11.21.2.39                VOLUNTARY RECOGNITION:

                A.            A labor organization representing the majority of employees in an appropriate collective bargaining unit and a public employer, after a petition for certification has been filed, may enter into a voluntary recognition agreement in which the employer [recognized] recognizes the labor organization as the exclusive representative of all of the employees in the unit.  Such petition shall be accompanied by a showing of majority support, which shall be verified in accordance with the procedures of Section 11, above.

                B.            Prior to board approval of any voluntary recognition, the director shall post notice of filing of petition in the manner provided for in Section 15, above.  The director shall also give notice to any individuals or labor organizations that register with the director to be informed of such petitions.

                C.            If an intervenor does not file a petition for intervention within 10 days then the board shall consider the petition for approval of the voluntary recognition if accompanied by consent of the employer.

                D.            The board shall treat a voluntary recognition relationship so established and approved the same as a relationship established through board election and certification, unless the board finds the agreed-to bargaining unit to be inappropriate.  In that event, the board may require the filing and processing of a petition as provided for in these rules, and the conduct of an election, before recognizing the relationship.

                E.            If an intervenor files a proper petition pursuant to Section 16 above, within the 10 day time period, then the board may not approve a voluntary recognition, and the director shall proceed in the manner set forth for representation petitions as provided in Section 10 to 14 and 17 to 34 above.

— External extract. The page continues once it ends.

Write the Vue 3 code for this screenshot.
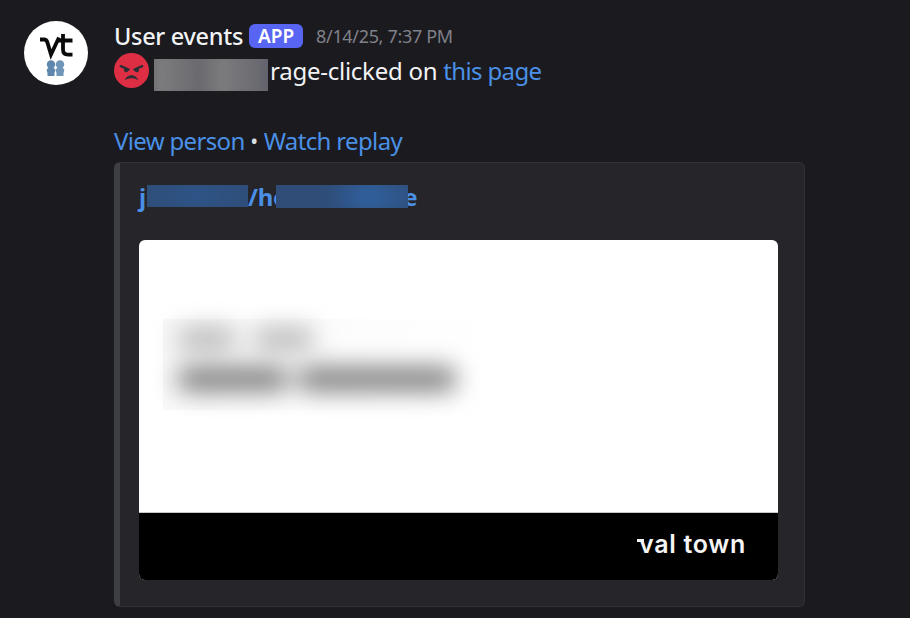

[11.21.2.39 NMAC - N, 3/15/2004; A, 2/28/2005; A, 2/11/2020]

 

11.21.2.42                DISCLAIMER OF INTEREST:  Any labor organization holding exclusive recognition for a unit of employees may disclaim its representational interest in those employees at any time by submitting a letter to the PELRB and the employer disclaiming any representational interest in a unit for which it is the exclusive representative.  Upon receipt of a letter disclaiming an interest under this rule, the board shall cause to be posted in a place or places frequented by employees in the affected bargaining unit, a notice that the union has chosen to relinquish representation of the employees.